Regional Health Services (RHS) Director Dr Kay Shako has issued the warning in wake of what may have been a trend for years.
Speaking to Regional Health Officers at a retreat, Dr. Shako said the low circulation of critical items for patients happens “because of pilfering” of drugs and medical supplies in the public health sector.
“We know who you are,” Shako said as she warned health professionals and threatened the involvement of the Police.
The Director of Regional Health Services also complained about “the piles of expired drugs” in the healthcare system because of poor forecasting by RHOs and in some instances, a delay in the arrival of drugs in the 10 Administrative Regions.
Foregrounding inefficiencies in healthcare delivery, the RHS Director also threatened firm disciplinary measures against some RHOs who are unnecessarily absent from duty.

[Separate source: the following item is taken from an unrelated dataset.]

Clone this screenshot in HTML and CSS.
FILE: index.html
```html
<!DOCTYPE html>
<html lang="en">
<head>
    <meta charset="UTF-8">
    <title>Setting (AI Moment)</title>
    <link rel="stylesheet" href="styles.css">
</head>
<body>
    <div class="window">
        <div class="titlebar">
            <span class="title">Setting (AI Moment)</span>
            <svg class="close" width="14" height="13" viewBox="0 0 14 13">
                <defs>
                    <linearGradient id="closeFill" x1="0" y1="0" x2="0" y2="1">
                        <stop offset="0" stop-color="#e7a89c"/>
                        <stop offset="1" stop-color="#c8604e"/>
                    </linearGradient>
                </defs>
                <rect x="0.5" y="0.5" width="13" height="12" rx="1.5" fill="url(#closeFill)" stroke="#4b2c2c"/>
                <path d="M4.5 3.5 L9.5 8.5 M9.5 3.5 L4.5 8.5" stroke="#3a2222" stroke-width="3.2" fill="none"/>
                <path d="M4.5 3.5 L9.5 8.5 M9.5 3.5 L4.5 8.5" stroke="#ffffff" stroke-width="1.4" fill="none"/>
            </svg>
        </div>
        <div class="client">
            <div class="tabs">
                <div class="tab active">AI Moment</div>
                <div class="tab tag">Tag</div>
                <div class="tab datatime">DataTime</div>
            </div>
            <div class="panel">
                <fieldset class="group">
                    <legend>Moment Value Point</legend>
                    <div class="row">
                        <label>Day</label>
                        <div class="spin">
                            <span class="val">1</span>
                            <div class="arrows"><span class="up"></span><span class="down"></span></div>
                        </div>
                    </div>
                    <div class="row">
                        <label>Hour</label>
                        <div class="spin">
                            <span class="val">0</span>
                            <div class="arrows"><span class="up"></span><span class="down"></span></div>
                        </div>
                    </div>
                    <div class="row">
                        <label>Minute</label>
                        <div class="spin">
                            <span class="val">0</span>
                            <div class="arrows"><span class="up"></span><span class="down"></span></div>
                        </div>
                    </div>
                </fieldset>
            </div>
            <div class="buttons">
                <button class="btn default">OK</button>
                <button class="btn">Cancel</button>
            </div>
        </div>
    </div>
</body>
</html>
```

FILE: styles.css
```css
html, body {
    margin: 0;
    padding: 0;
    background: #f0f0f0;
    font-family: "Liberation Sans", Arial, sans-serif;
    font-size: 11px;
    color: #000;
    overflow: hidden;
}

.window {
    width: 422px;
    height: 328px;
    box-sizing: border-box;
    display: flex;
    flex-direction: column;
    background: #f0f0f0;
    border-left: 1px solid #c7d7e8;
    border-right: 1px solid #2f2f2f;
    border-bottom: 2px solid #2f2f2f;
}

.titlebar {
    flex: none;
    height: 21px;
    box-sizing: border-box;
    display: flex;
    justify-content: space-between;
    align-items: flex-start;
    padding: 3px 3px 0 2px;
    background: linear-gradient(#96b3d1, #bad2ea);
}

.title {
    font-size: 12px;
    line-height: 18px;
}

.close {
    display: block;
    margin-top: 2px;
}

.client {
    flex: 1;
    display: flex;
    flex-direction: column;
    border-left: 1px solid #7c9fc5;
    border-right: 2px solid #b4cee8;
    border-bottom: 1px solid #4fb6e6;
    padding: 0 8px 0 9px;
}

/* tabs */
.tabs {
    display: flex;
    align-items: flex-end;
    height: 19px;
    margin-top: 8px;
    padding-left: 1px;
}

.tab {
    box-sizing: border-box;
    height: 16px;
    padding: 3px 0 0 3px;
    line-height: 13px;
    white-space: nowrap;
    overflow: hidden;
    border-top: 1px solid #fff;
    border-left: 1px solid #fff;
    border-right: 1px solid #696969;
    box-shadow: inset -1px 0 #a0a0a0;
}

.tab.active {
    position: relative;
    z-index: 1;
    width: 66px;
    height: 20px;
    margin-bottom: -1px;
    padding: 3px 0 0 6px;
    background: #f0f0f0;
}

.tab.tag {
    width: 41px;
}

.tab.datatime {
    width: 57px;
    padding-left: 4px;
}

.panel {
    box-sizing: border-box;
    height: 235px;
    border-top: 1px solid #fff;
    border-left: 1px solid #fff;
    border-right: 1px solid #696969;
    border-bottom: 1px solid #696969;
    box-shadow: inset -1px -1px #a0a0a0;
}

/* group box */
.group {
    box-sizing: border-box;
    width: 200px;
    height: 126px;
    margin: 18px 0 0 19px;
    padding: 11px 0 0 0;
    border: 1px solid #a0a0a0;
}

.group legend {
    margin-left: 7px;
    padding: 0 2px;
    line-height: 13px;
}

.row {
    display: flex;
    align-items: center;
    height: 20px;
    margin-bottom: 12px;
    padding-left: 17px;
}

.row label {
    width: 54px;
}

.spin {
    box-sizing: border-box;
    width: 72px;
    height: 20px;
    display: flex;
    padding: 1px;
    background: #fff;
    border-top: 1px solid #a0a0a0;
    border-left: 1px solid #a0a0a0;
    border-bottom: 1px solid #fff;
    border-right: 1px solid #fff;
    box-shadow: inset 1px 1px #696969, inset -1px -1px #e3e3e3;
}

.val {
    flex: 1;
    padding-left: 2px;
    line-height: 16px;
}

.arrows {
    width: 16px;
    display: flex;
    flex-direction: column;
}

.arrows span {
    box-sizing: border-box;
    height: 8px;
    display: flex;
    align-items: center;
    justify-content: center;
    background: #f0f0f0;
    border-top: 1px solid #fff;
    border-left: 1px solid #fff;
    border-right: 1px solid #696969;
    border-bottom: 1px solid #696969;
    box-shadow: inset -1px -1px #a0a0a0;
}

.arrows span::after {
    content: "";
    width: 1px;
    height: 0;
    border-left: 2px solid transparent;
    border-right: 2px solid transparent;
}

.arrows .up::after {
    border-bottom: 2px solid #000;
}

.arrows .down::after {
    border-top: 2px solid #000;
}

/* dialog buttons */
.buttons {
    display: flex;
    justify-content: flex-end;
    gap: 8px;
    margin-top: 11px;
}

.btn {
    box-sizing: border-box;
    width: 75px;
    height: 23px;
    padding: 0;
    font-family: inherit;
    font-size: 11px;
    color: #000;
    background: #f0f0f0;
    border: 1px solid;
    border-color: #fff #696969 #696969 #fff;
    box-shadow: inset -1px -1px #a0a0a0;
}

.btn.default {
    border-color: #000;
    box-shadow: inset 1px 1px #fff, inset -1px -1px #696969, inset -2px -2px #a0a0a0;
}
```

“Stop the madness” Shako told participants while addressing the issue of absenteeism.
She also chastised some RHOs who she believes are “inelegantly dressed” for work while there are others smoke and/or are drunk on the job.

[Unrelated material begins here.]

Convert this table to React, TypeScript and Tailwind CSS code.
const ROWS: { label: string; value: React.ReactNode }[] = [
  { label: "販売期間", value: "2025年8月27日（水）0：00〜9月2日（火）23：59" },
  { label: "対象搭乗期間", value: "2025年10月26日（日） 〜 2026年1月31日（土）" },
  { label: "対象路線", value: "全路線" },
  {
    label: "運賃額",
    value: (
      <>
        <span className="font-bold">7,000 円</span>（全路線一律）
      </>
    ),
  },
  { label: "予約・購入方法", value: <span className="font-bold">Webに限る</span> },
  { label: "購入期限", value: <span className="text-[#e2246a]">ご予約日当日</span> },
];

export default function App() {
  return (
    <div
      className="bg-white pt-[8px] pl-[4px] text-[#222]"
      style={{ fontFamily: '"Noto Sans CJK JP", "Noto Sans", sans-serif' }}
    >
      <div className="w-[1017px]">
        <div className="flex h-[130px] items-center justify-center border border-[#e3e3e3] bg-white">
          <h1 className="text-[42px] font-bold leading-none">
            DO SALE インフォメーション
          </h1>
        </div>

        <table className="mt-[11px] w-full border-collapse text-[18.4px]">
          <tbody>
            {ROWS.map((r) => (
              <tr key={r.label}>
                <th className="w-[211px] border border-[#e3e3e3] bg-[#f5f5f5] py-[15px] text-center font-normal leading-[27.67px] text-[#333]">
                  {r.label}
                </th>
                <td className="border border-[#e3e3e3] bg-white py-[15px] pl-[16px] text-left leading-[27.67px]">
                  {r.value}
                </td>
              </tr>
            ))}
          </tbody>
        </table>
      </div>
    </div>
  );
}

Minister of Communities, Mr. Ronald Bulkan in his brief remarks lauded Dr Shako for her frank discourse.
The Health Ministry has said that there have been some gains in the region although many problems exist.
For 2017 the Regional Health Services system was able to deploy more than 20 new Community Health Workers (CHWs) to Lethem which is located in the Upper Takutu/Upper Essequibo (Region Nine) area and also in Barima/Waini (Region One).
Shako noted too that 21 Medex were deployed across the 215,000 square kilometres of the country while four medical specialists – a General Surgeon, a Paediatricians, an Internal Medicine expert and a Radiologist – were sent to Region One.
Over the review period, nurses also agreed to take up posts at Barima/Waini; Pomeroon/Supenaam; Essequibo Islands/West Demerara; Mahaica/Berbice; Cuyuni/Mazaruni; Potaro/Siparuni and Upper Takutu/Upper Essequibo.
Shako argued for the salaries of physicians in the public sector to be on par with that earned by doctors employed at the Georgetown Public Hospital Corporation (GPHC) noting that upgrades by the Ministry of Public Health (MOPH) remove much burden from the sole referral hospital in the capital.
The three-day RHS review programme will identify and remove gaps in the healthcare system to help fulfill its theme ‘Collaboratively we build a resilient healthcare system that is acceptable, accessible, timely and appropriate to meet the needs of every person in Guyana’.